What do the lines from the top of the data through the line with "const BLUE = '#22a0f4';" say? Quote them exactly and include both ends.

----------------

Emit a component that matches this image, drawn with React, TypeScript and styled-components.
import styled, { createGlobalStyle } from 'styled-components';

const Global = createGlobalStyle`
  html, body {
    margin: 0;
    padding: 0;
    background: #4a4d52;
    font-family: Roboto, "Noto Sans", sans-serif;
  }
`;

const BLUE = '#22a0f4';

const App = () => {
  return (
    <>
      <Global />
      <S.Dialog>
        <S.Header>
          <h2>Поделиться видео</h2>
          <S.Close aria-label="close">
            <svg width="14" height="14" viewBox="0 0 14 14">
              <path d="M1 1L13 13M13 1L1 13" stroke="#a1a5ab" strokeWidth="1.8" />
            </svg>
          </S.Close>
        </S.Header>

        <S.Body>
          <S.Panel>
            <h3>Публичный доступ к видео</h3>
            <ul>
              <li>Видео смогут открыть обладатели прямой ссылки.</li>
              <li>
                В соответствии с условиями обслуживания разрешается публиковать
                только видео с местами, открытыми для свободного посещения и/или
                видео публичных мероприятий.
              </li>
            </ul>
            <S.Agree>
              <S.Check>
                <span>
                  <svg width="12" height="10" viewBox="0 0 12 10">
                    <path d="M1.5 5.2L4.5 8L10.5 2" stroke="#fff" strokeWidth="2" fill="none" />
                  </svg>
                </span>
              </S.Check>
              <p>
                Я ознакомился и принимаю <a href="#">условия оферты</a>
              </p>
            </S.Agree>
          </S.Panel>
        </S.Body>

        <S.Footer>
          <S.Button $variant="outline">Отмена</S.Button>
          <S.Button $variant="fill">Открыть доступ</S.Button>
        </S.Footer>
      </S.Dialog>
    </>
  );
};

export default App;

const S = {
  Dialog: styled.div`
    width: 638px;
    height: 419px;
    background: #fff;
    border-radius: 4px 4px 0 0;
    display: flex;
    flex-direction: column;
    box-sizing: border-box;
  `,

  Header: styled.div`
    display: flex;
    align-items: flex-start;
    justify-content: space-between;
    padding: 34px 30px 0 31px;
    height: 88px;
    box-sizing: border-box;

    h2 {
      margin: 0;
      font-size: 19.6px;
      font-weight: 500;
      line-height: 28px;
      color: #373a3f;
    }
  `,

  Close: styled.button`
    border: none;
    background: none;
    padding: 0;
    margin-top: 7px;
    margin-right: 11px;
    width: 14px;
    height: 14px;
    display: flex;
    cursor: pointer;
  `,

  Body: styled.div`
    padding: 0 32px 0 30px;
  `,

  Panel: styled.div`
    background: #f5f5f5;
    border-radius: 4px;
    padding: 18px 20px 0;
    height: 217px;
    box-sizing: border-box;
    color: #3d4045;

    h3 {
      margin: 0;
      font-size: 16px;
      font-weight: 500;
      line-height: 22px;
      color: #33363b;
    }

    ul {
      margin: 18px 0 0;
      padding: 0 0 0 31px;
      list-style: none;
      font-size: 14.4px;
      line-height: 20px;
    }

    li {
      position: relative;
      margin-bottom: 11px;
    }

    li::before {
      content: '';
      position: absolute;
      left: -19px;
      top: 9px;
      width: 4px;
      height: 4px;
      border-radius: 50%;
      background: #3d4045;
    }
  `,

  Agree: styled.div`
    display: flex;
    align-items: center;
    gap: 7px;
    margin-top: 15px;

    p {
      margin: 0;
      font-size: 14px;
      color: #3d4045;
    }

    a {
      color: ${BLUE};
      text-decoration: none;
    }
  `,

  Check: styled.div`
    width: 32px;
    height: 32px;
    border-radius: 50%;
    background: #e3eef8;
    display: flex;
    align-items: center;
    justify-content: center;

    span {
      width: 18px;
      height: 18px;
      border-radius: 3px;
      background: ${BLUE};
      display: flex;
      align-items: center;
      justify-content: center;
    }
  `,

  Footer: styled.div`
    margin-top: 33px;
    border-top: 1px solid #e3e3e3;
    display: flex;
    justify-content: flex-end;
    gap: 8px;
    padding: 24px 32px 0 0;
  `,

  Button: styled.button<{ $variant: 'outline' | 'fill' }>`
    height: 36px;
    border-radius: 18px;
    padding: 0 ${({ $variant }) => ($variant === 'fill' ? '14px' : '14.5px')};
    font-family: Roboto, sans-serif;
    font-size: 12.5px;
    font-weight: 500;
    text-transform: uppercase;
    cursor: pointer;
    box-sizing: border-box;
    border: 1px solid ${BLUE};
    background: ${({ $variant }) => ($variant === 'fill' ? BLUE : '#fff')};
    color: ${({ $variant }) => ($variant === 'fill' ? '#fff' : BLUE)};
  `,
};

----------------

▸ **THE SOLUTION**
Emit a component that matches this image, drawn with React, TypeScript and styled-components.
import styled, { createGlobalStyle } from 'styled-components';

const Global = createGlobalStyle`
  html, body {
    margin: 0;
    padding: 0;
    background: #4a4d52;
    font-family: Roboto, "Noto Sans", sans-serif;
  }
`;

const BLUE = '#22a0f4';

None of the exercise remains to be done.